Pages as source code:
# # #
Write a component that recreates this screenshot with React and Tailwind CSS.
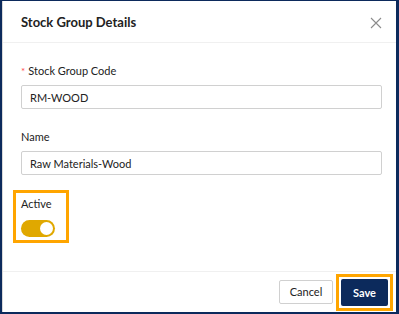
export default function App() {
  return (
    <div className="w-[399px] h-[314px] bg-[#0c2a5c] pt-px pl-[2px] pr-[3px] pb-[2px]" style={{ fontFamily: 'Lato, "Open Sans", sans-serif' }}>
      <div className="h-full bg-white flex flex-col border-l border-[#d9d9d9]">
        {/* Header */}
        <div className="h-[42px] flex items-center justify-between pl-[18px] pr-[12px] pt-[2px] border-b border-[#f0f0f0]">
          <h2 className="text-[13px] font-bold text-[#222]">Stock Group Details</h2>
          <button className="w-[16px] h-[16px] flex items-center justify-center text-[#8c8c8c]">
            <svg width="12" height="12" viewBox="0 0 12 12" fill="none" stroke="currentColor" strokeWidth="1.1">
              <path d="M1 1L11 11M11 1L1 11" />
            </svg>
          </button>
        </div>

        {/* Body */}
        <div className="flex-1 px-[18px] pt-[19px]">
          <label className="flex items-center text-[11px] text-[#222] h-[18px]">
            <span className="text-[#ff4d4f] text-[10px] mr-[3px]">*</span>Stock Group Code
          </label>
          <input
            defaultValue="RM-WOOD"
            className="mt-[5px] w-[361px] h-[24px] border border-[#d0d0d0] rounded-[2px] px-[8px] text-[11px] text-[#222] outline-none"
          />
          <label className="block mt-[19px] text-[11px] text-[#222] h-[18px] leading-[18px]">Name</label>
          <input
            defaultValue="Raw Materials-Wood"
            className="mt-[5px] w-[361px] h-[24px] border border-[#d0d0d0] rounded-[2px] px-[8px] text-[11px] text-[#222] outline-none"
          />
          <div className="mt-[15px] -ml-[8px] w-[56px] h-[53px] border-[3px] border-[#ffa500] pl-[5px] pt-[2px]">
            <div className="text-[11px] text-[#222] leading-[18px]">Active</div>
            <div className="mt-[7px] w-[34px] h-[17px] rounded-full bg-[#e0a800] flex items-center justify-end pr-[2px]">
              <div className="w-[13px] h-[13px] rounded-full bg-white" />
            </div>
          </div>
        </div>

        {/* Footer */}
        <div className="h-[41px] border-t border-[#f0f0f0] flex items-center justify-end gap-[3px] pr-[3px]">
          <button className="w-[54px] h-[24px] border border-[#d0d0d0] rounded-[2px] text-[11px] text-[#222] bg-white">Cancel</button>
          <div className="w-[57px] h-[37px] border-[3px] border-[#ffa500] p-[2px]">
            <button className="w-full h-full bg-[#0c2a5c] text-white text-[11px] font-bold rounded-[2px]">Save</button>
          </div>
        </div>
      </div>
    </div>
  );
}
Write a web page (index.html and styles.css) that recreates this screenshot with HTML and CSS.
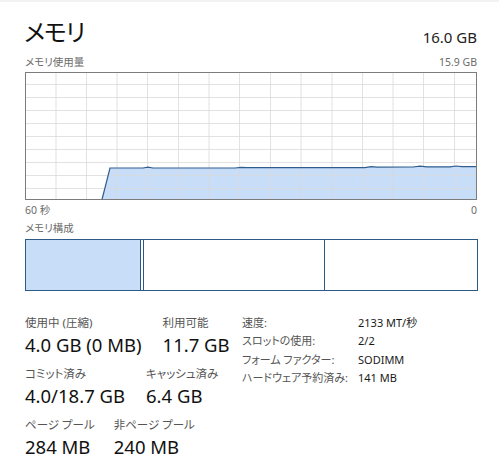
FILE: index.html
```html
<!DOCTYPE html>
<html lang="ja">
<head>
<meta charset="utf-8">
<link rel="stylesheet" href="styles.css">
</head>
<body>
<div class="topline"></div>
<main class="panel">
  <header class="head">
    <h1 class="title">メモリ</h1>
    <div class="total">16.0 GB</div>
  </header>
  <div class="caption-row usage">
    <span>メモリ使用量</span>
    <span>15.9 GB</span>
  </div>
  <svg class="chart" width="452" height="128" viewBox="0 0 452 128">
    <path class="area" d="M77 127.5 L85 96 L118 96 L123 95.2 L128 96 L210 96 L216 95.4 L222 95.6 L340 95.6 L346 94.6 L352 95.2 L388 95 L395 94.2 L402 94.8 L425 94.8 L431 94 L437 94.6 L451.5 94.6 L451.5 127.5 Z"/>
    <g class="grid">
      <line x1="31" y1="0" x2="31" y2="128"/>
      <line x1="61.5" y1="0" x2="61.5" y2="128"/>
      <line x1="92" y1="0" x2="92" y2="128"/>
      <line x1="122.5" y1="0" x2="122.5" y2="128"/>
      <line x1="153.5" y1="0" x2="153.5" y2="128"/>
      <line x1="184" y1="0" x2="184" y2="128"/>
      <line x1="214.5" y1="0" x2="214.5" y2="128"/>
      <line x1="245.5" y1="0" x2="245.5" y2="128"/>
      <line x1="276" y1="0" x2="276" y2="128"/>
      <line x1="307" y1="0" x2="307" y2="128"/>
      <line x1="337.5" y1="0" x2="337.5" y2="128"/>
      <line x1="368" y1="0" x2="368" y2="128"/>
      <line x1="398.5" y1="0" x2="398.5" y2="128"/>
      <line x1="429.5" y1="0" x2="429.5" y2="128"/>
      <line x1="0" y1="12.5" x2="452" y2="12.5"/>
      <line x1="0" y1="25.5" x2="452" y2="25.5"/>
      <line x1="0" y1="38.5" x2="452" y2="38.5"/>
      <line x1="0" y1="51.5" x2="452" y2="51.5"/>
      <line x1="0" y1="64.5" x2="452" y2="64.5"/>
      <line x1="0" y1="77.5" x2="452" y2="77.5"/>
      <line x1="0" y1="90.5" x2="452" y2="90.5"/>
      <line x1="0" y1="103.5" x2="452" y2="103.5"/>
      <line x1="0" y1="116.5" x2="452" y2="116.5"/>
    </g>
    <path class="line" d="M77 127.5 L85 96 L118 96 L123 95.2 L128 96 L210 96 L216 95.4 L222 95.6 L340 95.6 L346 94.6 L352 95.2 L388 95 L395 94.2 L402 94.8 L425 94.8 L431 94 L437 94.6 L451.5 94.6"/>
    <rect class="frame" x="0.5" y="0.5" width="451" height="127"/>
  </svg>
  <div class="caption-row axis">
    <span>60 秒</span>
    <span>0</span>
  </div>
  <div class="caption-row comp-label">
    <span>メモリ構成</span>
  </div>
  <div class="composition">
    <div class="seg inuse" style="width:115px"></div>
    <div class="seg modified" style="width:3px"></div>
    <div class="seg standby" style="width:181px"></div>
    <div class="seg free"></div>
  </div>

  <section class="stats">
    <div class="left">
      <div class="row">
        <div class="stat"><div class="label">使用中 (圧縮)</div><div class="value">4.0 GB (0 MB)</div></div>
        <div class="stat"><div class="label">利用可能</div><div class="value">11.7 GB</div></div>
      </div>
      <div class="row">
        <div class="stat"><div class="label">コミット済み</div><div class="value">4.0/18.7 GB</div></div>
        <div class="stat"><div class="label">キャッシュ済み</div><div class="value">6.4 GB</div></div>
      </div>
      <div class="row">
        <div class="stat"><div class="label">ページ プール</div><div class="value">284 MB</div></div>
        <div class="stat"><div class="label">非ページ プール</div><div class="value">240 MB</div></div>
      </div>
    </div>
    <dl class="props">
      <dt>速度:</dt><dd>2133 MT/秒</dd>
      <dt>スロットの使用:</dt><dd>2/2</dd>
      <dt>フォーム ファクター:</dt><dd>SODIMM</dd>
      <dt>ハードウェア予約済み:</dt><dd>141 MB</dd>
    </dl>
  </section>
</main>
</body>
</html>
```

FILE: styles.css
```css
* { box-sizing: border-box; }
html, body {
  margin: 0;
  padding: 0;
  background: #fff;
}
body {
  font-family: "Noto Sans", "Noto Sans CJK JP", sans-serif;
  font-feature-settings: "palt";
  color: #1a1a1a;
  width: 499px;
  height: 475px;
  overflow: hidden;
}
.topline {
  height: 2px;
  background: #f2f2f2;
}
.panel {
  padding: 0 22px 0 25px;
  width: 499px;
}
.head {
  display: flex;
  justify-content: space-between;
  align-items: flex-end;
  height: 46px;
}
.title {
  margin: 0;
  font-size: 24px;
  font-weight: 400;
  line-height: 30px;
  letter-spacing: -1px;
  color: #111;
  margin-left: -1px;
  padding-bottom: 1px;
}
.total {
  font-size: 15px;
  line-height: 18px;
  color: #222;
  padding-bottom: 2px;
}
.caption-row {
  display: flex;
  justify-content: space-between;
  font-size: 10.5px;
  line-height: 14px;
  color: #6b6b6b;
}
.caption-row.usage {
  height: 24px;
  padding-top: 7px;
}
.chart {
  display: block;
}
.area { fill: #c8ddf7; }
.grid line { stroke: #d9d9d9; stroke-width: 1; opacity: 0.75; }
.line { fill: none; stroke: #2f5e8e; stroke-width: 1.2; }
.frame { fill: none; stroke: #7c7c7c; stroke-width: 1; }
.axis {
  height: 18px;
  padding-top: 3px;
}
.comp-label {
  height: 21px;
  padding-top: 3px;
}
.composition {
  display: flex;
  height: 52px;
  border: 1.5px solid #2c5a88;
  width: 453px;
}
.seg {
  height: 100%;
  border-right: 1.5px solid #2c5a88;
}
.seg.inuse { background: #c8ddf7; }
.seg.free { flex: 1; border-right: none; }
.stats {
  display: flex;
  align-items: flex-start;
  margin-top: 24px;
}
.left {
  width: 217px;
  display: flex;
  flex-direction: column;
  gap: 7px;
}
.row {
  display: flex;
  gap: 21px;
}
.row:last-child {
  gap: 19px;
}
.label {
  font-size: 11.5px;
  line-height: 16px;
  color: #555;
  white-space: nowrap;
}
.value {
  font-size: 18.5px;
  line-height: 28px;
  color: #111;
  white-space: nowrap;
}
.props {
  margin: 0;
  display: grid;
  grid-template-columns: 116px auto;
  row-gap: 2px;
  font-size: 11px;
  line-height: 16.3px;
  padding-top: 0;
}
.props dt { color: #555; margin: 0; white-space: nowrap; }
.props dd { color: #1a1a1a; margin: 0; white-space: nowrap; }
```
# # #
§ **WHAT TO PRODUCE**:
Your task is to list each line of the records with the word "that".

§ **TASK ANSWER**:
Write a component that recreates this screenshot with React and Tailwind CSS.
Write a web page (index.html and styles.css) that recreates this screenshot with HTML and CSS.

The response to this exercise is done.